# nature pure ((help))



## williamb (May 1, 2005)

i have a nature pure system which i think is great but i have changed vans and now my water pipe is that very hard plastic as apposed to the soft type, what i would like to know has anyone fitted it to this type of plastic as the t-piece for connecting the nature pure is just a push fit and i am afraid it would leak easy as to the soft plastic hose. would be greatfull for any input on this matter.


----------



## loddy (Feb 12, 2007)

I have fitted 3 so far all with hard plastic pipe, I always warm the pipe before pushing the tee piece in, once with a hot air gun and twice in a cup of boiling water

Loddy


----------



## JackieP (Oct 15, 2006)

Hard pipe fitted on our van too. As Loddy said, we just warmed it up with hot water first. Never had any problems with it.


----------



## grizzlyj (Oct 14, 2008)

Hi

As far as I know its the same pipe as used on lorries air systems that run the brakes, gear changes etc, mostly (and certainly on mine) at 9 bar, significantly more than your water system will be running at!

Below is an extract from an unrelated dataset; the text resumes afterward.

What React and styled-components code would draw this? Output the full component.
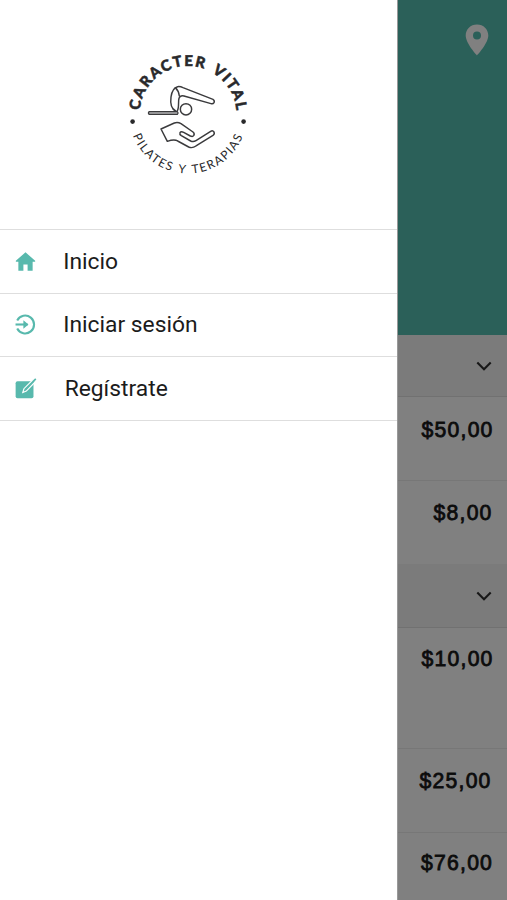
import styled, { createGlobalStyle } from "styled-components";

const GlobalStyle = createGlobalStyle`
  * { box-sizing: border-box; }
  body { margin: 0; background: #808080; overflow: hidden; }
`;

const opciones = [
  { titulo: "Inicio", icono: <IconoInicio /> },
  { titulo: "Iniciar sesión", icono: <IconoSesion /> },
  { titulo: "Regístrate", icono: <IconoRegistro />, sangria: 65 },
];

const secciones = [
  {
    alto: 62,
    precios: [
      { valor: "$50,00", alto: 84, margen: 14, arriba: 20 },
      { valor: "$8,00", alto: 83, margen: 15, sinBorde: true },
    ],
  },
  {
    alto: 64,
    precios: [
      { valor: "$10,00", alto: 121, margen: 14, arriba: 18 },
      { valor: "$25,00", alto: 84, margen: 16 },
      { valor: "$76,00", alto: 84, margen: 14.5, arriba: 17 },
    ],
  },
];

export default function App() {
  return (
    <>
      <GlobalStyle />
      <Pantalla>
        <Menu>
          <Cabecera>
            <Logo />
          </Cabecera>
          <Lista>
            {opciones.map((op) => (
              <Opcion key={op.titulo}>
                {op.icono}
                <Titulo $sangria={op.sangria}>{op.titulo}</Titulo>
              </Opcion>
            ))}
          </Lista>
        </Menu>
        <Fondo>
          <Portada>
            <IconoUbicacion />
          </Portada>
          {secciones.map((seccion, i) => (
            <section key={i}>
              <Encabezado $alto={seccion.alto}>
                <IconoFlecha />
              </Encabezado>
              {seccion.precios.map((p) => (
                <Precio
                  key={p.valor}
                  $alto={p.alto}
                  $margen={p.margen}
                  $arriba={p.arriba}
                  $sinBorde={p.sinBorde}
                >
                  {p.valor}
                </Precio>
              ))}
            </section>
          ))}
        </Fondo>
      </Pantalla>
    </>
  );
}

/* ── Iconos ────────────────────────────────────── */

function Logo() {
  return (
    <LogoSvg viewBox="0 0 136 136">
      <defs>
        <path
          id="arcoSuperior"
          d="M19.7 65.4 A48.5 48.5 0 0 1 68 21 A48.5 48.5 0 0 1 116.3 65.4"
        />
        <path id="arcoInferior" d="M12.9 90.6 A59 59 0 0 0 123.1 90.6" />
      </defs>
      <text fontSize="15" fontWeight="900" wordSpacing="2.5" stroke="#29292b" strokeWidth=".5">
        <textPath href="#arcoSuperior" textLength="144">CARACTER VITAL</textPath>
      </text>
      <text fontSize="12" wordSpacing="1.5">
        <textPath href="#arcoInferior" textLength="141">PILATES Y TERAPIAS</textPath>
      </text>
      <circle cx="12.6" cy="76.6" r="2.3" />
      <circle cx="123.6" cy="76.6" r="2.3" />
      <g
        transform="translate(25 35) scale(.3333)"
        fill="none"
        stroke="#3b3b3d"
        strokeWidth="4.4"
        strokeLinejoin="round"
        strokeLinecap="round"
      >
        <path d="M13 95H97Q101 99 97 103H13Q8 99 13 95Z" />
        <path d="M13 99H97" strokeWidth="2" stroke="#8a8a8c" />
        <path d="M92 93C78 86 76 66 78 51C80 36 85 23 98 20Q106 19 114 23L204 58Q210 62 207 68Q204 73 198 71L117 48Q106 45 102 55C99 65 103 83 97 92" />
        <path d="M91 23Q101 32 103 48" />
        <circle cx="123" cy="88" r="17" />
        <path d="M48 147L88 129Q98 125 108 131L144 156Q150 161 146 167Q143 171 136 168L116 157Q108 153 105 158Q103 163 109 167L137 183Q145 187 153 182L197 154Q203 150 207 156Q210 162 204 166L153 198Q142 206 131 201L98 183Q88 177 67 184Z" />
      </g>
    </LogoSvg>
  );
}

function IconoInicio() {
  return (
    <Icono viewBox="0 0 20 20">
      <path d="M10 1.2L19.2 9.4V10.2H16.8V18.8H12V12.8H8V18.8H3.2V10.2H.8V9.4Z" />
    </Icono>
  );
}

function IconoSesion() {
  return (
    <Icono viewBox="0 0 20 20">
      <g fill="none" stroke="#58b9ad" strokeWidth="2">
        <path d="M2.1 6.1A8.5 8.5 0 1 1 2.1 13.9" />
        <path d="M.5 10H12" />
        <path d="M8 6V14L12.8 10Z" fill="#58b9ad" stroke="none" />
      </g>
    </Icono>
  );
}

function IconoRegistro() {
  return (
    <Icono viewBox="0 0 20 20">
      <rect x=".6" y="3.2" width="17" height="16" rx="1.8" />
      <path d="M7.4 13.8L8.5 10.2L17.2 1.5L19.4 3.5L10.8 12.5Z" stroke="#fff" strokeWidth="1.1" />
      <path d="M17.4 3.2L19.8.8" stroke="#58b9ad" strokeWidth="1.6" />
    </Icono>
  );
}

function IconoUbicacion() {
  return (
    <svg width="24" height="32" viewBox="0 0 24 32">
      <path
        fill="#808080"
        fillRule="evenodd"
        d="M12 0.5C5.5.5.7 5.3.7 11.6C.7 19.5 12 31.5 12 31.5S23.3 19.5 23.3 11.6C23.3 5.3 18.5.5 12 .5ZM12 7.6A4 4 0 1 1 12 15.6A4 4 0 1 1 12 7.6Z"
      />
    </svg>
  );
}

function IconoFlecha() {
  return (
    <svg width="16" height="10" viewBox="0 0 16 10" fill="none" stroke="#171717" strokeWidth="2.1">
      <path d="M1.3 1.6L8 8.2L14.7 1.6" />
    </svg>
  );
}

/* ── Styled ────────────────────────────────────── */

const Pantalla = styled.div`
  display: flex;
  width: 507px;
  height: 900px;
  overflow: hidden;
`;

const Menu = styled.aside`
  width: 397px;
  flex-shrink: 0;
  background: #fff;
`;

const Cabecera = styled.header`
  height: 229px;
  padding: 45px 0 0 120px;
`;

const LogoSvg = styled.svg`
  display: block;
  width: 136px;
  height: 136px;
  fill: #29292b;
  font-family: Lato, sans-serif;
`;

const Lista = styled.nav`
  display: flex;
  flex-direction: column;
  border-top: 1.5px solid #dedede;
`;

const Opcion = styled.a`
  display: flex;
  align-items: center;
  height: 63.6px;
  padding-left: 15px;
  border-bottom: 1.5px solid #dedede;
`;

const Titulo = styled.span`
  margin-left: ${({ $sangria = 63.5 }) => $sangria - 36.3}px;
  padding-top: 1px;
  font-family: Roboto, sans-serif;
  font-size: 22.8px;
  line-height: 28px;
  color: #1b1b1b;
`;

const Icono = styled.svg`
  width: 21px;
  height: 21px;
  fill: #58b9ad;
  overflow: visible;
`;

const Fondo = styled.main`
  flex: 1;
  background: #808080;
  border-left: 1px solid #999;
`;

const Portada = styled.div`
  display: flex;
  justify-content: flex-end;
  height: 335px;
  padding: 24px 18px 0 0;
  background: #2b6059;
`;

const Encabezado = styled.div`
  display: flex;
  align-items: center;
  justify-content: flex-end;
  height: ${({ $alto }) => $alto}px;
  padding: 1px 15px 0 0;
  background: #7b7b7b;
  border-bottom: 1px solid #717171;
`;

const Precio = styled.div`
  height: ${({ $alto }) => $alto}px;
  padding: ${({ $arriba = 19 }) => $arriba}px ${({ $margen }) => $margen - 0.6}px 0 0;
  border-bottom: ${({ $sinBorde }) => ($sinBorde ? "none" : "1px solid #777")};
  text-align: right;
  font-family: "Liberation Sans", Arial, sans-serif;
  font-size: 21.2px;
  -webkit-text-stroke: 0.8px #0c0c0c;
  line-height: 26px;
  letter-spacing: 1.2px;
  color: #0c0c0c;
`;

I have the same pipe feeding our water filter as the air horn and other bits of the truck air system. You do need to make sure you have a clean square cut, it's clean and really is pushed fully home, but other than that it is surprising such an easy to make join is so secure!

Jason


----------



## williamb (May 1, 2005)

thanks for advise i will give what you say a try.


----------